§ EXERCISE GOAL
Report each line of the data that includes the word "styles".
Begin
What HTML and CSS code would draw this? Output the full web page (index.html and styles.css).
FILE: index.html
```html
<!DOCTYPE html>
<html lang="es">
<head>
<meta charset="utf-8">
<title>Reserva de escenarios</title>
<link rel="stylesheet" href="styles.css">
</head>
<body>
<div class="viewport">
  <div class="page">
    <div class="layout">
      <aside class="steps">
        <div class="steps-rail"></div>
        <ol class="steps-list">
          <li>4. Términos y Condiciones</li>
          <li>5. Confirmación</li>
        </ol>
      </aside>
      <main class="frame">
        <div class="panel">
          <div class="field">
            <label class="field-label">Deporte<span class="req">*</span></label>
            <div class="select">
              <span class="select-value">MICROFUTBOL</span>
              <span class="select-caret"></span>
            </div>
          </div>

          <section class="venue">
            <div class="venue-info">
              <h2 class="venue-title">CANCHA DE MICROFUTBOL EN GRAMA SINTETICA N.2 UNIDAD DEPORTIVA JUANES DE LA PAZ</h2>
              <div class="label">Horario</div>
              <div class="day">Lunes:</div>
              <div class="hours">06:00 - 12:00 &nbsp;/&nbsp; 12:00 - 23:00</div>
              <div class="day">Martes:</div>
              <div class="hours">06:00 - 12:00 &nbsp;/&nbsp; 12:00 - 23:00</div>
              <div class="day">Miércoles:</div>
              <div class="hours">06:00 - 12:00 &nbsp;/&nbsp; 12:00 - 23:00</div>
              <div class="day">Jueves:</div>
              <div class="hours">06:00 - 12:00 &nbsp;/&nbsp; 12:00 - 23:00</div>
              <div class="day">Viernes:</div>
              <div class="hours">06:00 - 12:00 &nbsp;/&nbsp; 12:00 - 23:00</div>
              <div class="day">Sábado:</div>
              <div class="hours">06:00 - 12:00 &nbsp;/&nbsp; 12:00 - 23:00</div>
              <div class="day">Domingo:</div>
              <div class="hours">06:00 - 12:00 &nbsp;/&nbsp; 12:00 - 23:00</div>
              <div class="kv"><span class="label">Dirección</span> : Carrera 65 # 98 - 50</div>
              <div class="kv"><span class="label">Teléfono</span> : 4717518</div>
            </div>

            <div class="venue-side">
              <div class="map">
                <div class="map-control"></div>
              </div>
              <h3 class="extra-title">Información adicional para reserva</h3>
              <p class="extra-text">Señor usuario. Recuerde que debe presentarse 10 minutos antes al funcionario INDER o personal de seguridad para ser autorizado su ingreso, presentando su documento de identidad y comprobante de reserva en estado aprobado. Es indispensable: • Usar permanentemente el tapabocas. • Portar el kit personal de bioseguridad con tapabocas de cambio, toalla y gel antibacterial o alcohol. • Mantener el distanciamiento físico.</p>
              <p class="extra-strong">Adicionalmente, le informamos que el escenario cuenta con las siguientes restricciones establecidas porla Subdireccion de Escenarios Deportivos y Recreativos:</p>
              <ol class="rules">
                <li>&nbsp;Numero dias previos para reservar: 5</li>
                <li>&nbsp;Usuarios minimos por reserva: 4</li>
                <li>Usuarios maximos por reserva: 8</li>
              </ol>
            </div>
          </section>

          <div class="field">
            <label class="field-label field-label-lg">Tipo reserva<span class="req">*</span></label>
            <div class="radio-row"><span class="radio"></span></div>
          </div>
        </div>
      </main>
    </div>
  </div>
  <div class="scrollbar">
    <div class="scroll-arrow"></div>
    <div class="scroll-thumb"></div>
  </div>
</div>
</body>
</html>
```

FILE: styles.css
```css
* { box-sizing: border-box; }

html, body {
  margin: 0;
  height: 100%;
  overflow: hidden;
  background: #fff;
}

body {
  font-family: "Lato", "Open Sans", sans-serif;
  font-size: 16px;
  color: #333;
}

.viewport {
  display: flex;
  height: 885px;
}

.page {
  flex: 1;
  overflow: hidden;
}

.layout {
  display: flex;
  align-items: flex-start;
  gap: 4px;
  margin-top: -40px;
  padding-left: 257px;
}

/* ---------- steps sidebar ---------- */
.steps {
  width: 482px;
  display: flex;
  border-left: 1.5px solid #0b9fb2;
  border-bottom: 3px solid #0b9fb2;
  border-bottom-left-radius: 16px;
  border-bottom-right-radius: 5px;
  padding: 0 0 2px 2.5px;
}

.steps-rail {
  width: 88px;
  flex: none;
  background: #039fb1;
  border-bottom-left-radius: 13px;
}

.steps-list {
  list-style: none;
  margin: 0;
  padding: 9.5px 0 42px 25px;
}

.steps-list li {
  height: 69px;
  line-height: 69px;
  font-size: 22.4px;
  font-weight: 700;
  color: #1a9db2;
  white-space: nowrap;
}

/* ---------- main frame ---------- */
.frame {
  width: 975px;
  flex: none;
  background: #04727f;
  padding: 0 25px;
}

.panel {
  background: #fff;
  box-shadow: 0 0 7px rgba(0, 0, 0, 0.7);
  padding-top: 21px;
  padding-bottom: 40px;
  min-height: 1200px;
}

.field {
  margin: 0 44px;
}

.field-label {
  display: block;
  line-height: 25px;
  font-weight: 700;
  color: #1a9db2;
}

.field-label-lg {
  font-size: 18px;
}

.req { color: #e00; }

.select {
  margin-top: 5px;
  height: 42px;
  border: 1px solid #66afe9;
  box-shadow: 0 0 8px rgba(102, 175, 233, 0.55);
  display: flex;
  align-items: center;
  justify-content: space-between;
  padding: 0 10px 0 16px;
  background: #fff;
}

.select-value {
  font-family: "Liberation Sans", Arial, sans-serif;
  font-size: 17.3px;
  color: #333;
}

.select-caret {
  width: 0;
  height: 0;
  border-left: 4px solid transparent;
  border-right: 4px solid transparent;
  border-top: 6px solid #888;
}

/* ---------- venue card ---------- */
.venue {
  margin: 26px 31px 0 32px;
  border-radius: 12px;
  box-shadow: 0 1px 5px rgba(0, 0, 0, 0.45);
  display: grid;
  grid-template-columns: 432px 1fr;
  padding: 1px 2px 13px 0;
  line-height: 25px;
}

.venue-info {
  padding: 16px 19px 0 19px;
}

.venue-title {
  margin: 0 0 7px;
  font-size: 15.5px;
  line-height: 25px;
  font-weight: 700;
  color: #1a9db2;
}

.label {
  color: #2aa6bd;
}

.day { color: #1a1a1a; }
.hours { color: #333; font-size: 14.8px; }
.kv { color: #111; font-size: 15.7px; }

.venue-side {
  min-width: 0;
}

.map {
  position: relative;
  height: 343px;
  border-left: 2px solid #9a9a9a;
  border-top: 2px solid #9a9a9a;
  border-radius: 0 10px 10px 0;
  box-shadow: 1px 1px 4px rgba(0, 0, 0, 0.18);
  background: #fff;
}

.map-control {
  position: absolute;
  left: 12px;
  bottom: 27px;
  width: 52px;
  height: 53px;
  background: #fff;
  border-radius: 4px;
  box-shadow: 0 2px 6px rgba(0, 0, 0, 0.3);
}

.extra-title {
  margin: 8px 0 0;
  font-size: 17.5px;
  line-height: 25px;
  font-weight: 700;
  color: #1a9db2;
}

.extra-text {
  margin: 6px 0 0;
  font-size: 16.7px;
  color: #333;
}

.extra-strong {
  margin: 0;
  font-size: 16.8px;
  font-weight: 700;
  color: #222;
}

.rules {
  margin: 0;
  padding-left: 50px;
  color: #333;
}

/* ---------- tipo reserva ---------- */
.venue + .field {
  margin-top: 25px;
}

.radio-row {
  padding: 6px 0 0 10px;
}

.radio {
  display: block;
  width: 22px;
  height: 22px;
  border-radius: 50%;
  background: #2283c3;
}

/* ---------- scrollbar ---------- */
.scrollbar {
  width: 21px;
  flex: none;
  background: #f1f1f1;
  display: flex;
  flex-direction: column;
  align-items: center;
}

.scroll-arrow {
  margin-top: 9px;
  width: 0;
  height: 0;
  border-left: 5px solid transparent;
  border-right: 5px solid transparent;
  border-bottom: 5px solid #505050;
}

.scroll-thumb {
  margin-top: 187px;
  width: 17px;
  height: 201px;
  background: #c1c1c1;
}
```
End
§ WRITTEN SOLUTION
What HTML and CSS code would draw this? Output the full web page (index.html and styles.css).
<link rel="stylesheet" href="styles.css">
FILE: styles.css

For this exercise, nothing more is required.